Set task = Copy all the data exactly, except the pictures.

-- -- --

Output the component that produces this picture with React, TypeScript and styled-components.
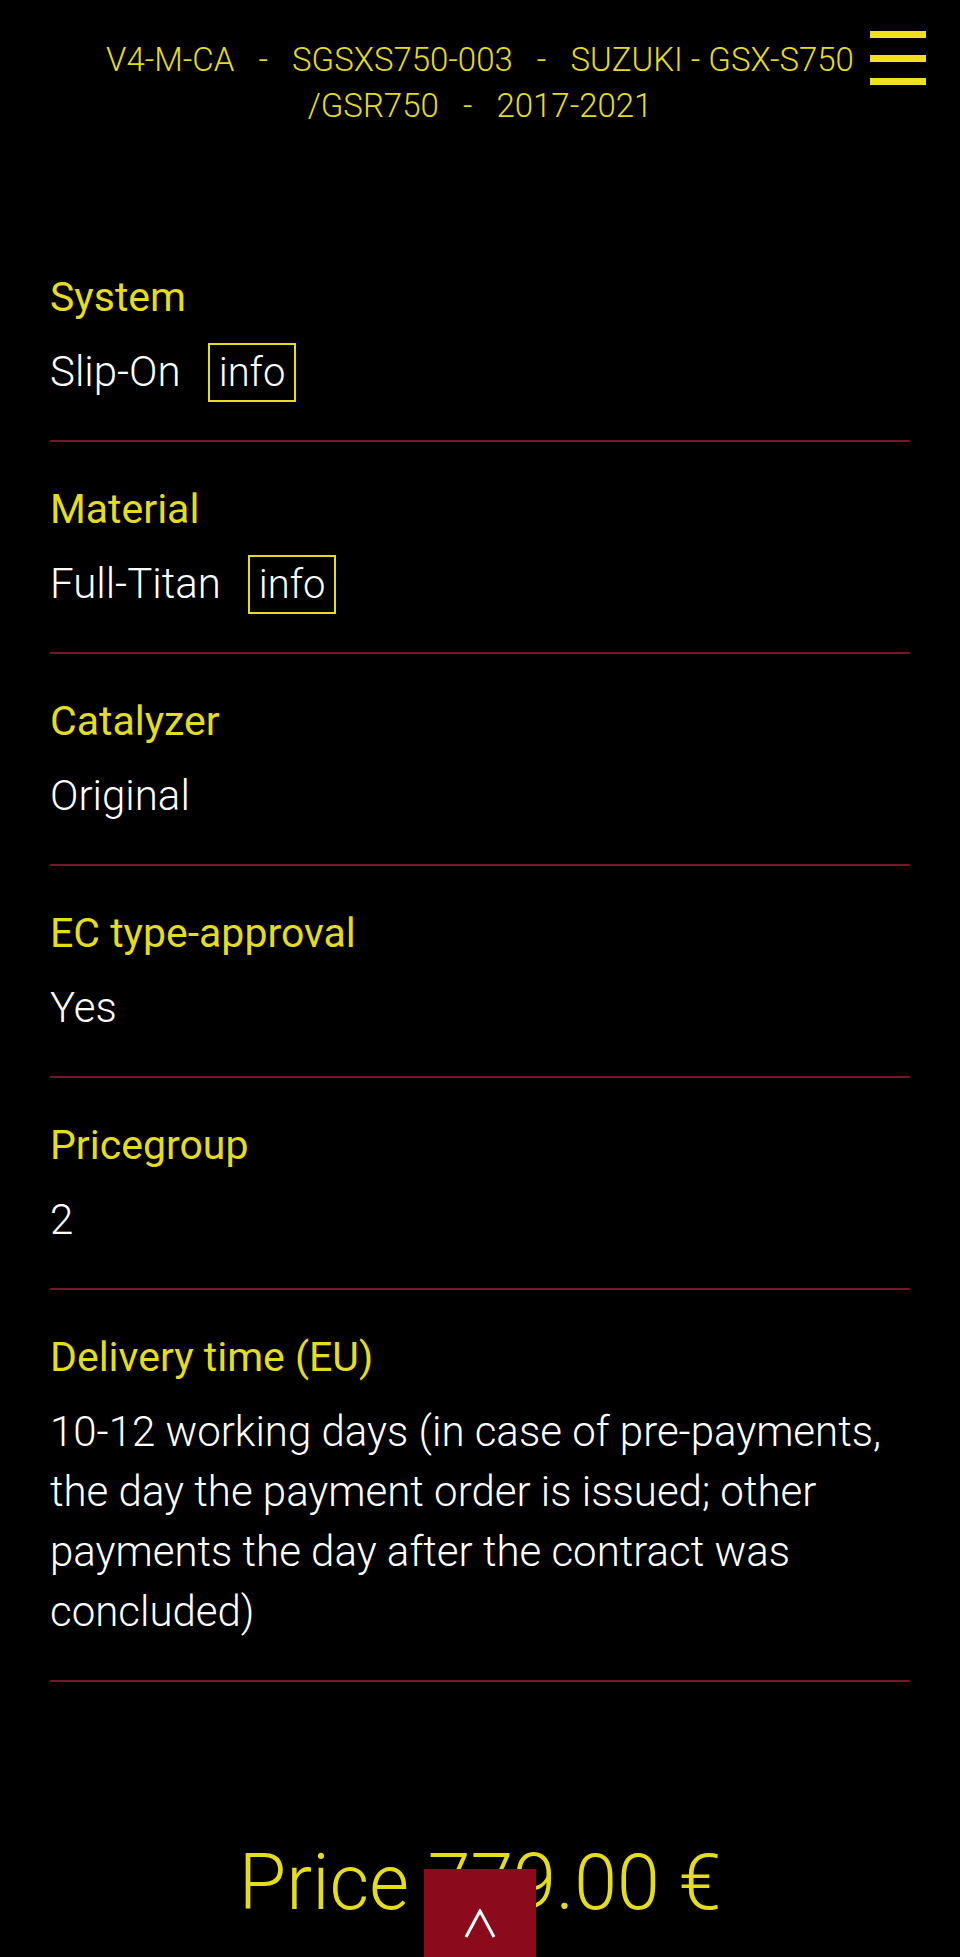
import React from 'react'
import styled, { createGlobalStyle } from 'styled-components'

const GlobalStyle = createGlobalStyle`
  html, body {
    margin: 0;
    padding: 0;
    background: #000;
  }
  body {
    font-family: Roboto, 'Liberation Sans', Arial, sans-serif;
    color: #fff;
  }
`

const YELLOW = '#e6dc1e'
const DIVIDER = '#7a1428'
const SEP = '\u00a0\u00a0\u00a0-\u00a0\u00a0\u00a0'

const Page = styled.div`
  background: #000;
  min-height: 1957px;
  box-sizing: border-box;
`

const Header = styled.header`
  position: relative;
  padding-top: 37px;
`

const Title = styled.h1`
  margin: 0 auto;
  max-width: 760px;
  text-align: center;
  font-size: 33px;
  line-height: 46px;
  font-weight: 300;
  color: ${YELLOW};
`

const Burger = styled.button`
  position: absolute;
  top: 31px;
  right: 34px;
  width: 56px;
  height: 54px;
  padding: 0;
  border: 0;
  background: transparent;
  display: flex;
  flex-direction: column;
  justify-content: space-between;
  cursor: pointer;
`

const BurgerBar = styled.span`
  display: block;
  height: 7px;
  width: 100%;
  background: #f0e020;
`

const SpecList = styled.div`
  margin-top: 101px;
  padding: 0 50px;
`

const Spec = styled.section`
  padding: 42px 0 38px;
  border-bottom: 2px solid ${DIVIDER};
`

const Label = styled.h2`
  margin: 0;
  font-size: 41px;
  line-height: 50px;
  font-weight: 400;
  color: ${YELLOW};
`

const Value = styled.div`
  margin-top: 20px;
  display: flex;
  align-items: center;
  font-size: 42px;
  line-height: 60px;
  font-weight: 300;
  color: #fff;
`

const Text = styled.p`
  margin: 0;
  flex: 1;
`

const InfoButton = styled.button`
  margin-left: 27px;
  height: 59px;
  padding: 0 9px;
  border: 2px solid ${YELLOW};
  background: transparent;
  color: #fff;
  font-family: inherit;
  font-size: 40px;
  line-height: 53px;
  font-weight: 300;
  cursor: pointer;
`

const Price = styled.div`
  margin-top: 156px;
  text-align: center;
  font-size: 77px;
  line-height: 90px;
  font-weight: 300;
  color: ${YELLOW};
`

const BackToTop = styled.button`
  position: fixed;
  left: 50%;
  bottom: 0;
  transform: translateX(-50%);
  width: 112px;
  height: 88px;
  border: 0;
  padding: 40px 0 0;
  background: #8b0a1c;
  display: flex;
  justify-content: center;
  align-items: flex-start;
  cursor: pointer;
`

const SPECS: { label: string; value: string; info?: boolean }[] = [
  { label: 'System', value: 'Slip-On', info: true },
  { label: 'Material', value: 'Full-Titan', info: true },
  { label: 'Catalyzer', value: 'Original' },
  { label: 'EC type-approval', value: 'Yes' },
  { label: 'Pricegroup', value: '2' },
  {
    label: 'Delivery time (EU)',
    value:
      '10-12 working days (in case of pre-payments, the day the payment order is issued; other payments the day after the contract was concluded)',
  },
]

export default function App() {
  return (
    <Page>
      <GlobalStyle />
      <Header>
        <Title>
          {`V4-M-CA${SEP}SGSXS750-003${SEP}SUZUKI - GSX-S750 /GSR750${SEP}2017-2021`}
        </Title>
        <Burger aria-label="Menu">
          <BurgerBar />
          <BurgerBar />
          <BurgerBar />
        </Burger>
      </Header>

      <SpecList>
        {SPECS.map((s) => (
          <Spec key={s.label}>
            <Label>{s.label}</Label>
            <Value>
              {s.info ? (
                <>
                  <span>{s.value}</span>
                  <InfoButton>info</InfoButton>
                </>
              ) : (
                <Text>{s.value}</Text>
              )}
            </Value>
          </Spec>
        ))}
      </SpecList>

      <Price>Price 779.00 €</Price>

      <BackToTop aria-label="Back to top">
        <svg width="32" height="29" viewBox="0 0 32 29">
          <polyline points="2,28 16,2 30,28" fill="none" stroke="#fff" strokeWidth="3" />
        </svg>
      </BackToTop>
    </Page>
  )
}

-- -- --

Result =
Output the component that produces this picture with React, TypeScript and styled-components.
import React from 'react'
import styled, { createGlobalStyle } from 'styled-components'

const GlobalStyle = createGlobalStyle`
  html, body {
    margin: 0;
    padding: 0;
    background: #000;
  }
  body {
    font-family: Roboto, 'Liberation Sans', Arial, sans-serif;
    color: #fff;
  }
`

const YELLOW = '#e6dc1e'
const DIVIDER = '#7a1428'
const SEP = '\u00a0\u00a0\u00a0-\u00a0\u00a0\u00a0'

const Page = styled.div`
  background: #000;
  min-height: 1957px;
  box-sizing: border-box;
`

const Header = styled.header`
  position: relative;
  padding-top: 37px;
`

const Title = styled.h1`
  margin: 0 auto;
  max-width: 760px;
  text-align: center;
  font-size: 33px;
  line-height: 46px;
  font-weight: 300;
  color: ${YELLOW};
`

const Burger = styled.button`
  position: absolute;
  top: 31px;
  right: 34px;
  width: 56px;
  height: 54px;
  padding: 0;
  border: 0;
  background: transparent;
  display: flex;
  flex-direction: column;
  justify-content: space-between;
  cursor: pointer;
`

const BurgerBar = styled.span`
  display: block;
  height: 7px;
  width: 100%;
  background: #f0e020;
`

const SpecList = styled.div`
  margin-top: 101px;
  padding: 0 50px;
`

const Spec = styled.section`
  padding: 42px 0 38px;
  border-bottom: 2px solid ${DIVIDER};
`

const Label = styled.h2`
  margin: 0;
  font-size: 41px;
  line-height: 50px;
  font-weight: 400;
  color: ${YELLOW};
`

const Value = styled.div`
  margin-top: 20px;
  display: flex;
  align-items: center;
  font-size: 42px;
  line-height: 60px;
  font-weight: 300;
  color: #fff;
`

const Text = styled.p`
  margin: 0;
  flex: 1;
`

const InfoButton = styled.button`
  margin-left: 27px;
  height: 59px;
  padding: 0 9px;
  border: 2px solid ${YELLOW};
  background: transparent;
  color: #fff;
  font-family: inherit;
  font-size: 40px;
  line-height: 53px;
  font-weight: 300;
  cursor: pointer;
`

const Price = styled.div`
  margin-top: 156px;
  text-align: center;
  font-size: 77px;
  line-height: 90px;
  font-weight: 300;
  color: ${YELLOW};
`

const BackToTop = styled.button`
  position: fixed;
  left: 50%;
  bottom: 0;
  transform: translateX(-50%);
  width: 112px;
  height: 88px;
  border: 0;
  padding: 40px 0 0;
  background: #8b0a1c;
  display: flex;
  justify-content: center;
  align-items: flex-start;
  cursor: pointer;
`

const SPECS: { label: string; value: string; info?: boolean }[] = [
  { label: 'System', value: 'Slip-On', info: true },
  { label: 'Material', value: 'Full-Titan', info: true },
  { label: 'Catalyzer', value: 'Original' },
  { label: 'EC type-approval', value: 'Yes' },
  { label: 'Pricegroup', value: '2' },
  {
    label: 'Delivery time (EU)',
    value:
      '10-12 working days (in case of pre-payments, the day the payment order is issued; other payments the day after the contract was concluded)',
  },
]

export default function App() {
  return (
    <Page>
      <GlobalStyle />
      <Header>
        <Title>
          {`V4-M-CA${SEP}SGSXS750-003${SEP}SUZUKI - GSX-S750 /GSR750${SEP}2017-2021`}
        </Title>
        <Burger aria-label="Menu">
          <BurgerBar />
          <BurgerBar />
          <BurgerBar />
        </Burger>
      </Header>

      <SpecList>
        {SPECS.map((s) => (
          <Spec key={s.label}>
            <Label>{s.label}</Label>
            <Value>
              {s.info ? (
                <>
                  <span>{s.value}</span>
                  <InfoButton>info</InfoButton>
                </>
              ) : (
                <Text>{s.value}</Text>
              )}
            </Value>
          </Spec>
        ))}
      </SpecList>

      <Price>Price 779.00 €</Price>

      <BackToTop aria-label="Back to top">
        <svg width="32" height="29" viewBox="0 0 32 29">
          <polyline points="2,28 16,2 30,28" fill="none" stroke="#fff" strokeWidth="3" />
        </svg>
      </BackToTop>
    </Page>
  )
}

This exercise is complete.